Consider this, from the Post: “Trump’s emerging platform marks a sharp departure from traditional conservative orthodoxy emphasizing small government, which was famously summed up in Ronald Reagan’s first inaugural address: ‘Government is not the solution to our problem; government is the problem.’ Trump, by contrast, is proposing to apply government power, centralized under his authority, toward a vast range of issues that have long remained outside the scope of federal control.”
The Post’s Isaac Arnsdorf and Jeff Stein reported from the Conservative Political Action Conference, where Trump said, in March: “In 2016, I declared I am your voice. Today, I add: I am your warrior. I am your justice. And for those who have been wronged and betrayed, I am your retribution.”
As Arnsdorf and Stein said, Trump keeps doing this, over and over, adding new sediments and layers, building a theme, heightening tension, upward and outward toward what we can only presume is a climax of some kind to his encephalitic reality-TV mind, whose only possible impact is on the here and now. While he does this, he reminds us, again and again, of two factors:
One, that the things he did to become president the first time (2016) didn’t work the second time (2020), yet he’s running for a third time in the same way he ran the first time, because, well, history never really happened.

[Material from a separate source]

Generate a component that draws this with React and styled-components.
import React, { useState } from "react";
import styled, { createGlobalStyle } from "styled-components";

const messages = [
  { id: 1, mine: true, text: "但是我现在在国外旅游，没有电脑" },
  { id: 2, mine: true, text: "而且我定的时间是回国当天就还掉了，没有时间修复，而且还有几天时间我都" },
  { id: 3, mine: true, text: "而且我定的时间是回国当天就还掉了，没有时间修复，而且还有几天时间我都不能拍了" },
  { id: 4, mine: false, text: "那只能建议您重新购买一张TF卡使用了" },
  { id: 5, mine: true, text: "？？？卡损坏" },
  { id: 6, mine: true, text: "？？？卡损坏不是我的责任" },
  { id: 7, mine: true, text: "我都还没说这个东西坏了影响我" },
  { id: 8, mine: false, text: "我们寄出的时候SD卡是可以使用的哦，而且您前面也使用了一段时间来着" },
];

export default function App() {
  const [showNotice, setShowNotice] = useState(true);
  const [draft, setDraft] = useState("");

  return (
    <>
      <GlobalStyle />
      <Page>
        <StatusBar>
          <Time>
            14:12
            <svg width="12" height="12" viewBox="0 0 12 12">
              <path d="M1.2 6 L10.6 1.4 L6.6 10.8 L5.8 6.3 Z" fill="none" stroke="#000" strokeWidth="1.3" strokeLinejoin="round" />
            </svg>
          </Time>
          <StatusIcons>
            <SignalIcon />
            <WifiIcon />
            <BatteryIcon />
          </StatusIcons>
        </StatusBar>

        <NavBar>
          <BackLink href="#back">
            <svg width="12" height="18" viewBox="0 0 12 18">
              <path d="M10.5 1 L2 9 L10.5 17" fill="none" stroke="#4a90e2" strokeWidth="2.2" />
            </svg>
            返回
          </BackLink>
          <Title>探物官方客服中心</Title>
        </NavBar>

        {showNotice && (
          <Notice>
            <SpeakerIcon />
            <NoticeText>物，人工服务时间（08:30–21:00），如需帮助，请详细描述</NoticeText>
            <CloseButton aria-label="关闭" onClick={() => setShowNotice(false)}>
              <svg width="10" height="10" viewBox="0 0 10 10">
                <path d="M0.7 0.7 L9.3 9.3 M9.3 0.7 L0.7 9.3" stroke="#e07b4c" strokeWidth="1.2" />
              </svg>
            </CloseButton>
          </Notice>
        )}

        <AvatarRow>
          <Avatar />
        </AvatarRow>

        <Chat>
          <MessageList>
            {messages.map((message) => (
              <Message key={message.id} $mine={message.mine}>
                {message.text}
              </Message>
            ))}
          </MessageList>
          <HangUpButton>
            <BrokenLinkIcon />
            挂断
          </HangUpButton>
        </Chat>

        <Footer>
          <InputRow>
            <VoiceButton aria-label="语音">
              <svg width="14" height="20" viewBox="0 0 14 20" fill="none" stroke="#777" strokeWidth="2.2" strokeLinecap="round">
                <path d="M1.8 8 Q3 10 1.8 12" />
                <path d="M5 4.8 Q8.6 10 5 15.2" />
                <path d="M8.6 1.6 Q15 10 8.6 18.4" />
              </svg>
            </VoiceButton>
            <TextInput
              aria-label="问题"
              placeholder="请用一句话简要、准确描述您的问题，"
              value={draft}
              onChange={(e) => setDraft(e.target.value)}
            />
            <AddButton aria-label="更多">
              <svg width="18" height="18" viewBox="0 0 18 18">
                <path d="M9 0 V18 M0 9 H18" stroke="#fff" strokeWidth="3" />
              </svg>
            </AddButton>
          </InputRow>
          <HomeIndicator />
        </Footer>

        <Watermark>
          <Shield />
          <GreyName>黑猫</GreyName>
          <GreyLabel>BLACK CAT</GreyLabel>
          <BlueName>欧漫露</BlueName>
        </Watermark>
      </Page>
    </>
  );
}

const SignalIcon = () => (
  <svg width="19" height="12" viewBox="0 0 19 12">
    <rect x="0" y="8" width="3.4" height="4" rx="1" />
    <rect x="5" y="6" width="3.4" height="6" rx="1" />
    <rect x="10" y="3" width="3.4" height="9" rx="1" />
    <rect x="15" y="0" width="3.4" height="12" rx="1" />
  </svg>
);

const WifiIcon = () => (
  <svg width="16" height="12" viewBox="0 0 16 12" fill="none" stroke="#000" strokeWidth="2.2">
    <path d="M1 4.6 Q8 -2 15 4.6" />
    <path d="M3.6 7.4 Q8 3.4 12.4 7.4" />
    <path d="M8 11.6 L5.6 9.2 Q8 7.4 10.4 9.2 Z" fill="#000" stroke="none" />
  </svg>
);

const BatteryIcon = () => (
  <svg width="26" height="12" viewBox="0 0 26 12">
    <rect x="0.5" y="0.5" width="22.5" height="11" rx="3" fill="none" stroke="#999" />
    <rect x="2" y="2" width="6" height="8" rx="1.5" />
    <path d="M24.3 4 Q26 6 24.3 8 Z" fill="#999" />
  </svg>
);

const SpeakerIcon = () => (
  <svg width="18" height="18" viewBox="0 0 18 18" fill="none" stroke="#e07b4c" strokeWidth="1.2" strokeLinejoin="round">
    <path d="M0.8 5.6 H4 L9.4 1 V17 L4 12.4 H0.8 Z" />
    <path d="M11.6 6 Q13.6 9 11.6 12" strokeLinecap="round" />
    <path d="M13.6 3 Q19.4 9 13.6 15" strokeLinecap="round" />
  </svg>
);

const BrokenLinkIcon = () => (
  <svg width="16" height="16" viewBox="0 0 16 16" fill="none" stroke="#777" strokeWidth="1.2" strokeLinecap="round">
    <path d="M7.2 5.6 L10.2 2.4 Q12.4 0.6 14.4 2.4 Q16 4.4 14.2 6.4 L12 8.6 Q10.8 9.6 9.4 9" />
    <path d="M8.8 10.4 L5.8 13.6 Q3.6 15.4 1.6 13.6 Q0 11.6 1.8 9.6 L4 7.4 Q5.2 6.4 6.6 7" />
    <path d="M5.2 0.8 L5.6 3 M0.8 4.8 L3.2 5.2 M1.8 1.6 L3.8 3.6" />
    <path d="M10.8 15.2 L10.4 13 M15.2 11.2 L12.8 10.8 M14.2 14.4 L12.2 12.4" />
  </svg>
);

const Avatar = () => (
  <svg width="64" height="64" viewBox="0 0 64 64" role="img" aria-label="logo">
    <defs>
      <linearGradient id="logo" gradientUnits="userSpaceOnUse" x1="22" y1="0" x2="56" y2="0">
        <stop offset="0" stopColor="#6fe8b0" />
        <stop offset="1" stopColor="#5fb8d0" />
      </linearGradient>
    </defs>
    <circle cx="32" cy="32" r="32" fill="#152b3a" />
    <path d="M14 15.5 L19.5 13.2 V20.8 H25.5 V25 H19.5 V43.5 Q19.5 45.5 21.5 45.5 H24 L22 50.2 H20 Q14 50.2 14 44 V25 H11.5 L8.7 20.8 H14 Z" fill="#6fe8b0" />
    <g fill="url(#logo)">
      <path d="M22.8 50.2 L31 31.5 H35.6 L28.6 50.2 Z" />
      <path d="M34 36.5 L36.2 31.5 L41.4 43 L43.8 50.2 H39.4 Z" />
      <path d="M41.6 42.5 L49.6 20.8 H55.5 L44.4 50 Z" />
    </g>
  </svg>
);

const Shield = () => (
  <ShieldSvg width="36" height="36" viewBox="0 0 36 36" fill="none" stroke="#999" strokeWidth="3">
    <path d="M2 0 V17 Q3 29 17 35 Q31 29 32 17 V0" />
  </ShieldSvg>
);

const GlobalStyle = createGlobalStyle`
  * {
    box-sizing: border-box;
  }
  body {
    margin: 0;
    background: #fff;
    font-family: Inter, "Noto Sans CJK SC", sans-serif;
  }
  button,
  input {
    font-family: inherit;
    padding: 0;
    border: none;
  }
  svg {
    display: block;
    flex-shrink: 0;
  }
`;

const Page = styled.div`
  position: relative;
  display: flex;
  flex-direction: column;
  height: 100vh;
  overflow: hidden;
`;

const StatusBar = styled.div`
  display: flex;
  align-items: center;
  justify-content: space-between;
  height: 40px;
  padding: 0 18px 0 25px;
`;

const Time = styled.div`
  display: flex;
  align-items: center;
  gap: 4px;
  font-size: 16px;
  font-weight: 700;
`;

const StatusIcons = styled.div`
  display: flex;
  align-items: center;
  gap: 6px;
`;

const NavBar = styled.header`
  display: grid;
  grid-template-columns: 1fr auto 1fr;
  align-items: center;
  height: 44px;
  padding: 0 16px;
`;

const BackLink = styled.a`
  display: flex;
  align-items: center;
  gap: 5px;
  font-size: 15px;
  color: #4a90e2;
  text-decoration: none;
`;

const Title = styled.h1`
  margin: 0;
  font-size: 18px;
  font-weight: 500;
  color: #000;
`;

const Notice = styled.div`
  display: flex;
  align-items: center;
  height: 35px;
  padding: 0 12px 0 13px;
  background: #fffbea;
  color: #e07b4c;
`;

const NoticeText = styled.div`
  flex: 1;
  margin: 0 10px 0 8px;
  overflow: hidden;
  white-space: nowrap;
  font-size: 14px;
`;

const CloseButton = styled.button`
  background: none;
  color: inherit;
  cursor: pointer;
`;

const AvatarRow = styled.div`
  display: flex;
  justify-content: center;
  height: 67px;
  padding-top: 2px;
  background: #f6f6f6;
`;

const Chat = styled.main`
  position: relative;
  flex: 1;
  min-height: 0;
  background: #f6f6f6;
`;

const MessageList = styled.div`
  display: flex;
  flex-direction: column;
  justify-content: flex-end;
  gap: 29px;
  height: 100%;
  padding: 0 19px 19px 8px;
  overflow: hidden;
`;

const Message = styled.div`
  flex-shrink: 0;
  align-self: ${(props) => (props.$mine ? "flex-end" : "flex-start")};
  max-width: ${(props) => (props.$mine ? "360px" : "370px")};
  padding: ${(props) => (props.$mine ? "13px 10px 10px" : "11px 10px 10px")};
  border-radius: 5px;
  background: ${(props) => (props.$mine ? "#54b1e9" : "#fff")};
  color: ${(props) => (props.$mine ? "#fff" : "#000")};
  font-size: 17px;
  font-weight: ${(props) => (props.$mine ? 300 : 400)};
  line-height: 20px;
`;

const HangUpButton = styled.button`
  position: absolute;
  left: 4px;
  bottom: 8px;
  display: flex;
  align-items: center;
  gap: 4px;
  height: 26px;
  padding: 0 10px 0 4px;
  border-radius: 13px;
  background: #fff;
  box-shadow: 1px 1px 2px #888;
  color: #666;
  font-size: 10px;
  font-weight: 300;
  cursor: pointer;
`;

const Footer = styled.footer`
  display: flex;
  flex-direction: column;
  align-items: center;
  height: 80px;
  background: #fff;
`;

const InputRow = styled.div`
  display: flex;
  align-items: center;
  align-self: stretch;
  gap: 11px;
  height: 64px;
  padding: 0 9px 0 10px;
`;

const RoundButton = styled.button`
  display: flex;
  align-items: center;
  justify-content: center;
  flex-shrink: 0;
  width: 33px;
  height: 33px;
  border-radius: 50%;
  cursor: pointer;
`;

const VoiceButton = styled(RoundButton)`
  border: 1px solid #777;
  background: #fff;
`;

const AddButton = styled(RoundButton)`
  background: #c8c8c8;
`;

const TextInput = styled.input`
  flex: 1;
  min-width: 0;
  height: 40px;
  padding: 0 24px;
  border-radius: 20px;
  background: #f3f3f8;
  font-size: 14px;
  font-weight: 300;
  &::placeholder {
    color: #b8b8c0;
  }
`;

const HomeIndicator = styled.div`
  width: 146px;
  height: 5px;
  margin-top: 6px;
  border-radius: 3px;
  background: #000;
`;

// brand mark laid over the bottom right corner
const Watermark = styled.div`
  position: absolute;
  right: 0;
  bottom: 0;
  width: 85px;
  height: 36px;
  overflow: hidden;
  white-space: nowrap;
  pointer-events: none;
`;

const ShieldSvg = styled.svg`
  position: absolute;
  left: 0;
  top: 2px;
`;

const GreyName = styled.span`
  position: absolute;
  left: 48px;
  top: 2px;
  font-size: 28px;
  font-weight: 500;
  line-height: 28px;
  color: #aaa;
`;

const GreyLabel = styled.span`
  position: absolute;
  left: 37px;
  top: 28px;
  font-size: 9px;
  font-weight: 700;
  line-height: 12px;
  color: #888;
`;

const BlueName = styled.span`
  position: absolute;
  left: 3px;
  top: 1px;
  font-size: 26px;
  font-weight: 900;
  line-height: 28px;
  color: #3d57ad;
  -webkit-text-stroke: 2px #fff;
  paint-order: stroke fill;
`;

Two, that history really did happen on account of Donald Trump sounding nothing like the Republicans of old, who said they stood united against the very things he’s calling for. In this sense, Trump is deepening the feeling in the electorate that the old ways are gone, that new ways must come from the old, and that those new ways are not going to come from Trump.
The 2024 election is shaping up to be a contest between two very old men with very different views. One looks to the future and sees problems, but hope. One looks to see doom and gloom. Americans value cheeriness so much, it’s unlikely they will tolerate another four years of President Debbie Downer. Biden, the incumbent, is President Sunshine. Don’t overthink it.